一方で、ナットウキナーゼの量は粒納豆の方が多いというデータもあります。
栄養素に若干の違いはありますが、大豆イソフラボンやタンパク質など、基本的な髪に良い栄養素はどちらでも摂取できます。食感の好みで選んでも大きな問題はありません。
- 納豆アレルギーがある場合はどうすればよいですか?
-
納豆は非常に栄養価の高い食品ですが、大豆アレルギーの人はもちろん食べることができません。
その場合は、無理に納豆から栄養を摂ろうとせず、他の食品から髪に必要な栄養素を補給することを考えてください。
例えば、タンパク質は肉や魚、卵から、亜鉛は牡蠣やレバーから、ビタミン類は緑黄色野菜から、というように、バランスの良い食事を心がけることが重要です。
- 納豆を食べれば育毛剤は必要ないですか?
-
納豆はあくまで「食品」であり、薄毛対策をサポートするものです。医薬品や医薬部外品である育毛剤とは役割が異なります。

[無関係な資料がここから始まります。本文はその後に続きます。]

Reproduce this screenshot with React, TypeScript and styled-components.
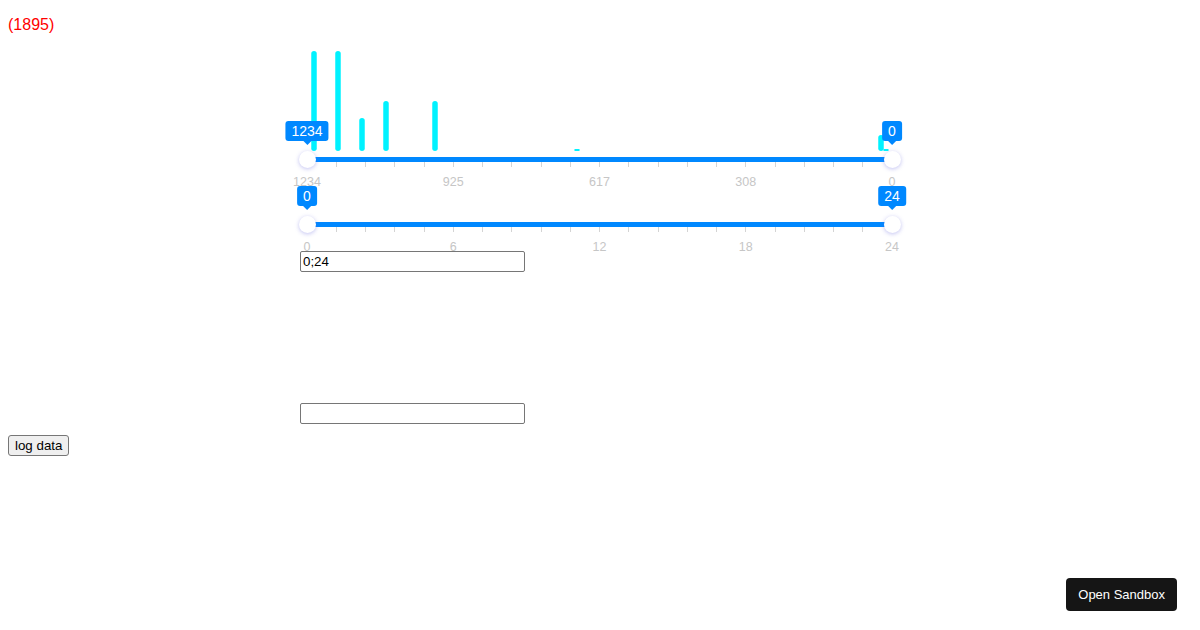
import React, { useState } from 'react';
import styled, { createGlobalStyle } from 'styled-components';

const GlobalStyle = createGlobalStyle`
  body {
    margin: 8px;
    background: #fff;
    font-family: "Liberation Sans", Arial, sans-serif;
  }
`;

// histogram bars: x centre inside the 600px chart, height in px
const BARS = [
  { x: 14, h: 100 },
  { x: 38, h: 100 },
  { x: 62, h: 33 },
  { x: 86, h: 50 },
  { x: 135, h: 50 },
  { x: 277, h: 2 },
  { x: 581, h: 16 },
  { x: 586, h: 2 },
];

const TICKS = Array.from({ length: 21 }, (_, i) => i * 5);

type SliderProps = {
  min: number;
  max: number;
  values: [number, number];
  reversed?: boolean;
};

const RangeSlider = ({ min, max, values, reversed }: SliderProps) => {
  const pct = (v: number) => {
    const p = ((v - min) / (max - min)) * 100;
    return reversed ? 100 - p : p;
  };
  const labels = [0, 0.25, 0.5, 0.75, 1].map((f) =>
    reversed ? Math.floor(max - (max - min) * f) : Math.floor(min + (max - min) * f)
  );
  const left = Math.min(pct(values[0]), pct(values[1]));
  const right = Math.max(pct(values[0]), pct(values[1]));

  return (
    <SliderBlock>
      <RailRow>
        <Track style={{ left: `${left}%`, width: `${right - left}%` }} />
        {TICKS.map((t) => (
          <Tick key={t} style={{ left: `${t}%` }} />
        ))}
        {values.map((v, i) => (
          <Handle key={i} style={{ left: `${pct(v)}%` }}>
            <Tip>{v}</Tip>
          </Handle>
        ))}
      </RailRow>
      <MarkRow>
        {labels.map((l, i) => (
          <Mark key={i} style={{ left: `${i * 25}%` }}>
            {l}
          </Mark>
        ))}
      </MarkRow>
    </SliderBlock>
  );
};

const App = () => {
  const [hours, setHours] = useState('0;24');
  const [note, setNote] = useState('');

  return (
    <>
      <GlobalStyle />
      <Count>(1895)</Count>
      <ChartArea>
        <Histogram width="600" height="100" viewBox="0 0 600 100">
          {BARS.map((b, i) => (
            <rect
              key={i}
              x={b.x - 2.75}
              y={100 - b.h}
              width="5.5"
              height={b.h}
              rx={b.h > 4 ? 2.75 : 1}
              fill="#00f2ff"
            />
          ))}
        </Histogram>
        <RangeSlider min={0} max={1234} values={[1234, 0]} reversed />
        <RangeSlider min={0} max={24} values={[0, 24]} />
        <TextField value={hours} onChange={(e) => setHours(e.target.value)} />
        <Spacer />
        <TextField value={note} onChange={(e) => setNote(e.target.value)} />
      </ChartArea>
      <LogButton>log data</LogButton>
      <SandboxButton>Open Sandbox</SandboxButton>
    </>
  );
};

export default App;

const Count = styled.div`
  margin-top: 8px;
  color: #ff0000;
  font-size: 16px;
  line-height: 18px;
`;

const ChartArea = styled.div`
  display: flex;
  flex-direction: column;
  align-items: stretch;
  width: 600px;
  margin: 17px auto 0;
`;

const Histogram = styled.svg`
  display: block;
  width: 600px;
  overflow: visible;
`;

const SliderBlock = styled.div`
  padding: 0 8px 0 7px;

  & + & {
    margin-top: 30px;
  }
`;

const RailRow = styled.div`
  position: relative;
  height: 17px;
`;

const Track = styled.div`
  position: absolute;
  top: 6px;
  height: 5px;
  background: #0088ff;
`;

const Tick = styled.div`
  position: absolute;
  top: 11px;
  width: 1px;
  height: 5px;
  margin-left: -0.5px;
  background: #d4d4d4;
`;

const Handle = styled.div`
  position: absolute;
  top: 0;
  width: 17px;
  height: 17px;
  margin-left: -8.5px;
  border-radius: 50%;
  background: #fff;
  box-shadow: 0 1px 4px rgba(100, 100, 220, 0.4);
`;

const Tip = styled.div`
  position: absolute;
  left: 50%;
  bottom: 27px;
  transform: translateX(-50%);
  height: 20px;
  padding: 0 6px;
  border-radius: 3px;
  background: #0088ff;
  color: #fff;
  font-size: 14px;
  line-height: 20px;
  white-space: nowrap;

  &::after {
    content: '';
    position: absolute;
    left: 50%;
    top: 100%;
    margin-left: -4px;
    border: 4px solid transparent;
    border-top-color: #0088ff;
    border-bottom: 0;
  }
`;

const MarkRow = styled.div`
  position: relative;
  height: 9px;
  margin-top: 9px;
`;

const Mark = styled.span`
  position: absolute;
  top: 0;
  transform: translateX(-50%);
  color: #c6c6c6;
  font-size: 12.5px;
  line-height: 11px;
  white-space: nowrap;
`;

const TextField = styled.input.attrs({ type: 'text' })`
  display: block;
  box-sizing: border-box;
  width: 225px;
  height: 21px;
  margin: 0;
  padding: 1px 2px;
  border: 1px solid #767676;
  border-radius: 2px;
  font-family: "Liberation Sans", Arial, sans-serif;
  font-size: 13.33px;
  color: #000;
`;

const Spacer = styled.div`
  height: 131px;
`;

const LogButton = styled.button`
  display: block;
  margin-top: 11px;
  height: 21px;
  padding: 1px 6px;
  box-sizing: border-box;
  border: 1px solid #767676;
  border-radius: 3px;
  background: #efefef;
  color: #000;
  font-family: "Liberation Sans", Arial, sans-serif;
  font-size: 13.33px;
`;

const SandboxButton = styled.button`
  position: fixed;
  right: 23px;
  bottom: 19px;
  height: 33px;
  padding: 0 12px;
  border: none;
  border-radius: 4px;
  background: #151515;
  color: #fff;
  font-family: "Liberation Sans", Arial, sans-serif;
  font-size: 13px;
`;
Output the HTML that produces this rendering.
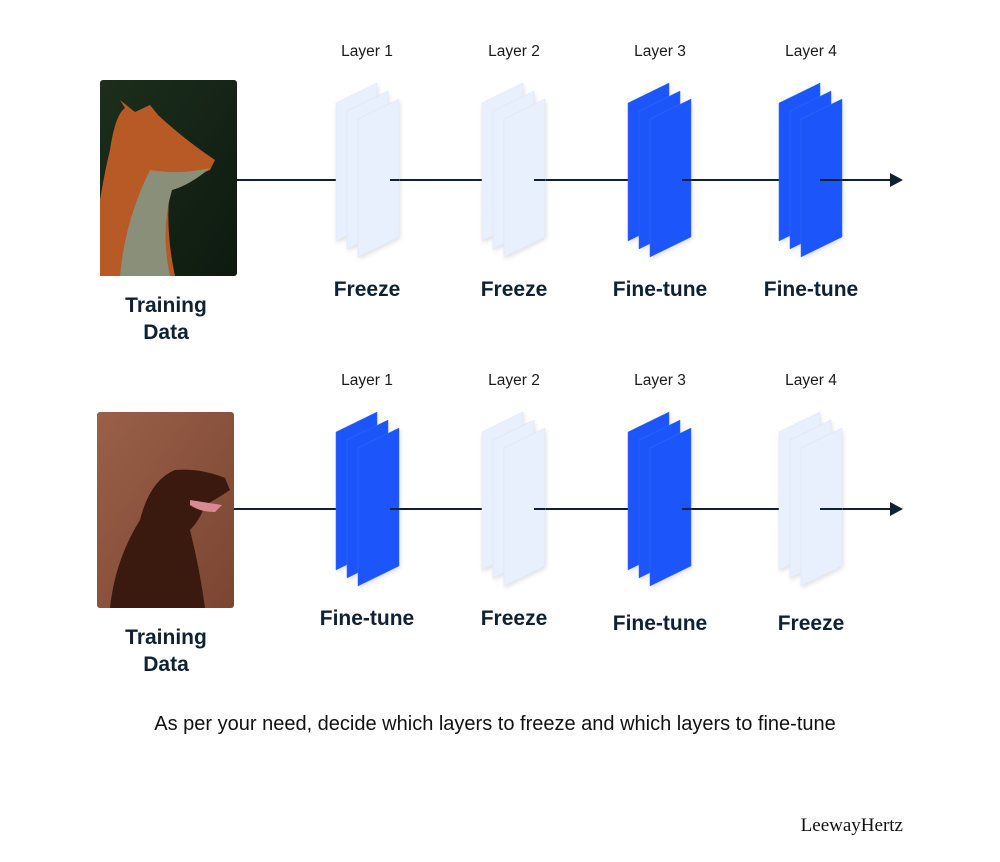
<!DOCTYPE html>
<html><head><style>
body{margin:0;background:#fff;width:1000px;height:862px;position:relative;overflow:hidden;font-family:"Liberation Sans",sans-serif;color:#0f2233}
.t{position:absolute;white-space:nowrap;transform:translateX(-50%)}
.lay{font-size:15.5px;color:#1a1a1a}
.b{font-weight:bold;font-size:21px}
</style></head><body>
<svg width="1000" height="862" style="position:absolute;left:0;top:0">
<defs>
<linearGradient id="fox" x1="0" y1="0" x2="1" y2="1"><stop offset="0" stop-color="#1c2e1c"/><stop offset="1" stop-color="#0e1a10"/></linearGradient>
<linearGradient id="dog" x1="0" y1="0" x2="1" y2="1"><stop offset="0" stop-color="#9a6048"/><stop offset="1" stop-color="#7a4532"/></linearGradient>
<path id="p" d="M0 20 L41 0 L41 138 L0 158Z"/>
<filter id="s2" x="-30%" y="-10%" width="160%" height="130%"><feDropShadow dx="1" dy="2" stdDeviation="2" flood-color="#000" flood-opacity="0.12"/></filter>
</defs>
<rect x="100" y="80" width="137" height="196" rx="3" fill="url(#fox)"/>
<path d="M110 150 Q115 115 125 108 L120 100 L135 112 L150 105 L158 115 Q185 140 215 160 L210 170 Q185 180 170 185 Q165 230 175 276 L100 276 L100 200 Q105 170 110 150Z" fill="#b85a25"/>
<path d="M150 170 Q180 175 210 168 Q190 185 172 190 Q160 230 170 276 L120 276 Q125 220 150 170Z" fill="#8a8f7a"/>
<rect x="97" y="412" width="137" height="196" rx="3" fill="url(#dog)"/>
<path d="M110 608 Q115 560 140 520 Q150 480 175 470 Q200 468 225 478 L230 490 Q215 500 205 505 Q200 520 190 530 Q200 570 205 608Z" fill="#3a1a0e"/>
<path d="M190 500 L222 505 L215 512 Q200 512 190 505Z" fill="#d88a90"/>
<g stroke="#0f2233" stroke-width="2">
<line x1="237" y1="180" x2="336" y2="180"/><line x1="390" y1="180" x2="482" y2="180"/><line x1="534" y1="180" x2="628" y2="180"/><line x1="682" y1="180" x2="779" y2="180"/><line x1="820" y1="180" x2="892" y2="180"/>
<line x1="234" y1="509" x2="336" y2="509"/><line x1="390" y1="509" x2="482" y2="509"/><line x1="534" y1="509" x2="628" y2="509"/><line x1="682" y1="509" x2="779" y2="509"/><line x1="820" y1="509" x2="892" y2="509"/>
</g>
<path d="M890 173 L903 180 L890 187Z" fill="#0f2233"/>
<path d="M890 502 L903 509 L890 516Z" fill="#0f2233"/>
<g filter="url(#s2)">
<g fill="#e8effd" stroke="#dbe3f5" stroke-width="0.5">
<use href="#p" x="336" y="83"/><use href="#p" x="347" y="91"/><use href="#p" x="358" y="99"/>
<use href="#p" x="482" y="83"/><use href="#p" x="493" y="91"/><use href="#p" x="504" y="99"/>
<use href="#p" x="482" y="412"/><use href="#p" x="493" y="420"/><use href="#p" x="504" y="428"/>
<use href="#p" x="779" y="412"/><use href="#p" x="790" y="420"/><use href="#p" x="801" y="428"/>
</g>
<g fill="#1c55fa" stroke="#3a6cff" stroke-width="0.5">
<use href="#p" x="628" y="83"/><use href="#p" x="639" y="91"/><use href="#p" x="650" y="99"/>
<use href="#p" x="779" y="83"/><use href="#p" x="790" y="91"/><use href="#p" x="801" y="99"/>
<use href="#p" x="336" y="412"/><use href="#p" x="347" y="420"/><use href="#p" x="358" y="428"/>
<use href="#p" x="628" y="412"/><use href="#p" x="639" y="420"/><use href="#p" x="650" y="428"/>
</g>
</g>
<g stroke="#0f2233" stroke-width="2">
<line x1="390" y1="180" x2="399" y2="180"/><line x1="534" y1="180" x2="545" y2="180"/><line x1="682" y1="180" x2="691" y2="180"/><line x1="820" y1="180" x2="842" y2="180"/>
<line x1="390" y1="509" x2="399" y2="509"/><line x1="534" y1="509" x2="545" y2="509"/><line x1="682" y1="509" x2="691" y2="509"/><line x1="820" y1="509" x2="842" y2="509"/>
</g>
</svg>
<div class="t lay" style="left:367px;top:43px">Layer 1</div>
<div class="t lay" style="left:514px;top:43px">Layer 2</div>
<div class="t lay" style="left:660px;top:43px">Layer 3</div>
<div class="t lay" style="left:811px;top:43px">Layer 4</div>
<div class="t lay" style="left:367px;top:372px">Layer 1</div>
<div class="t lay" style="left:514px;top:372px">Layer 2</div>
<div class="t lay" style="left:660px;top:372px">Layer 3</div>
<div class="t lay" style="left:811px;top:372px">Layer 4</div>
<div class="t b" style="left:367px;top:278px">Freeze</div>
<div class="t b" style="left:514px;top:278px">Freeze</div>
<div class="t b" style="left:660px;top:278px">Fine-tune</div>
<div class="t b" style="left:811px;top:278px">Fine-tune</div>
<div class="t b" style="left:367px;top:607px">Fine-tune</div>
<div class="t b" style="left:514px;top:607px">Freeze</div>
<div class="t b" style="left:660px;top:612px">Fine-tune</div>
<div class="t b" style="left:811px;top:612px">Freeze</div>
<div class="t b" style="left:166px;top:292px;text-align:center;line-height:27px">Training<br>Data</div>
<div class="t b" style="left:166px;top:624px;text-align:center;line-height:27px">Training<br>Data</div>
<div class="t" style="left:495px;top:713px;font-size:20px;color:#111">As per your need, decide which layers to freeze and which layers to fine-tune</div>
<div style="position:absolute;right:97px;top:815px;font-family:'Liberation Serif',serif;font-size:19px;color:#111">LeewayHertz</div>
</body></html>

納豆に含まれるイソフラボンなどの成分が持つ5αリダクターゼへのアプローチは、非常に穏やかなものです。
すでに薄毛が進行している場合や、AGA(男性型脱毛症)と診断されている場合は、納豆を食べるだけで改善することは困難です。
食生活の見直しは「守り」のケアとして続けつつ、必要に応じて育毛剤などの「攻め」のケアや、専門のクリニックでの相談を検討することが現実的です。